Similarly, the Democratic Socialists of America chapters in Northern Nevada and Las Vegas have both announced their opposition to “the corporate town bill,” decrying it as harmful to workers’ rights and the environment.

But the concept of a business-run city itself raises many concerns on both the political right and the left in an age when corporations — specifically, technological corporations — are garnering unprecedented power.

Left-leaning political commentator and comedian Stephen Colbert has called such proposals “a solution to the problem of any public accountability.”

“Now, encouraging innovative companies to come to your state is a good thing, but not if they replace the state,” Colbert said during a segment of The Late Show with Stephen Colbert. “And that’s exactly what this proposes.”

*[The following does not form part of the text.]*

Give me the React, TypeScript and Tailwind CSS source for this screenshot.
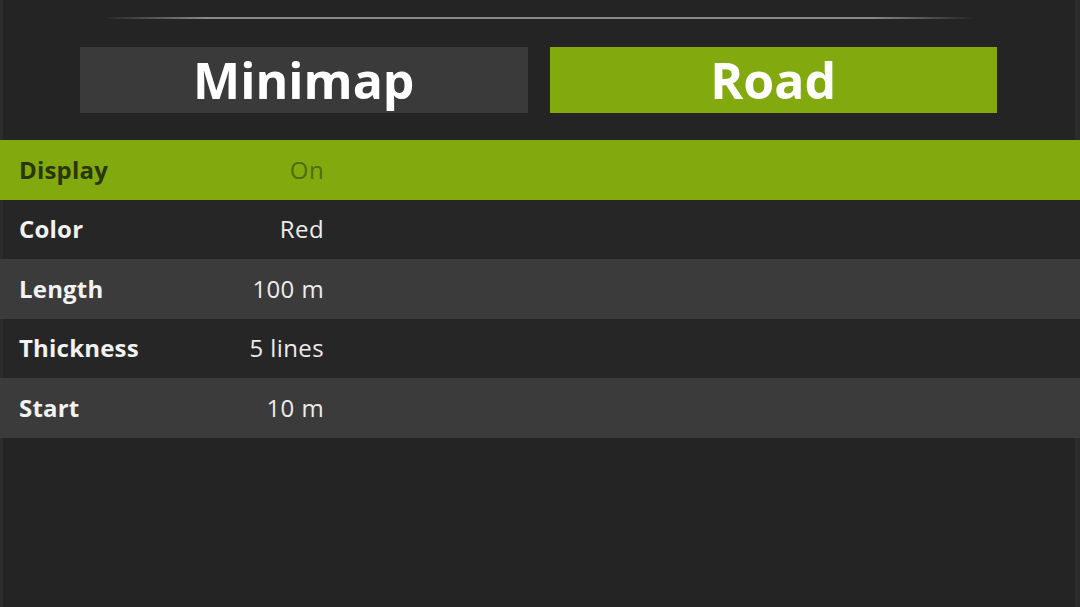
const rows = [
  { label: 'Display', value: 'On', active: true },
  { label: 'Color', value: 'Red' },
  { label: 'Length', value: '100 m' },
  { label: 'Thickness', value: '5 lines' },
  { label: 'Start', value: '10 m' },
];

export default function App() {
  return (
    <div className="w-[1080px] h-[607px] bg-[#242424] flex flex-col overflow-hidden font-['Open_Sans','Lato',sans-serif]">
      {/* header */}
      <div className="h-[140px] flex flex-col border-l-[3px] border-r-[5px] border-[#2c2c2c]">
        <div className="pt-[17px] px-[100px]">
          <div className="h-[2px] bg-[linear-gradient(to_right,transparent,#8a8a8a_12%,#8a8a8a_88%,transparent)]" />
        </div>
        <div className="flex gap-[22px] pl-[77px] pr-[78px] mt-[28px]">
          <button className="flex-1 h-[66px] bg-[#3a3a3a] text-white text-[50px] font-bold leading-none">
            Minimap
          </button>
          <button className="flex-1 h-[66px] bg-[#82aa0e] text-white text-[50px] font-bold leading-none">
            Road
          </button>
        </div>
      </div>

      {/* settings list */}
      <ul>
        {rows.map((row, i) => (
          <li
            key={row.label}
            className={
              'h-[59.5px] flex items-center text-[24px] ' +
              (row.active
                ? 'bg-[#82aa0e]'
                : i % 2 === 1
                  ? 'bg-[#262626] border-l-[3px] border-[#2c2c2c]'
                  : 'bg-[#3b3b3b]')
            }
          >
            <span
              className={
                'w-[170px] pl-[19px] font-bold tracking-[0.2px] ' +
                (row.active ? 'text-[#2a360a]' : 'text-[#f2f2f2]') +
                (!row.active && i % 2 === 1 ? ' -ml-[3px]' : '')
              }
            >
              {row.label}
            </span>
            <span
              className={
                'w-[154px] text-right font-medium tracking-[0.4px] ' +
                (row.active ? 'text-[#516b14]' : 'text-[#ececec]')
              }
            >
              {row.value}
            </span>
          </li>
        ))}
      </ul>

      <div className="flex-1 border-l-[3px] border-r-[5px] border-[#2c2c2c]" />
    </div>
  );
}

While Democratic Socialists of America may oppose a company free of government regulation, the political right is largely antagonistic toward any powerful entity (whether it be state, corporate, or otherwise) that prey on individual rights. Technological giants such as Google and Facebook are becoming ever more invasive with data collection and engaging in more and more censorship, leading some to raise privacy concerns over the idea of letting such corporations run entire jurisdictions independent of oversight.

When Sidewalk Labs, a sibling company of Google, proposed building its own high-tech city in Toronto in 2019, Stephen Diamond, a Toronto-based real estate CEO, raised objections about “data collection, data use, and digital governance.”

If the American founders argued extensively for the necessity of checks and balances and separation of powers among political institutions, what sort of accountability might need to be considered for corporations as we explore creative solutions to a rapidly-changing world?

Nevada’s drafted legislation has not yet been introduced to the legislature.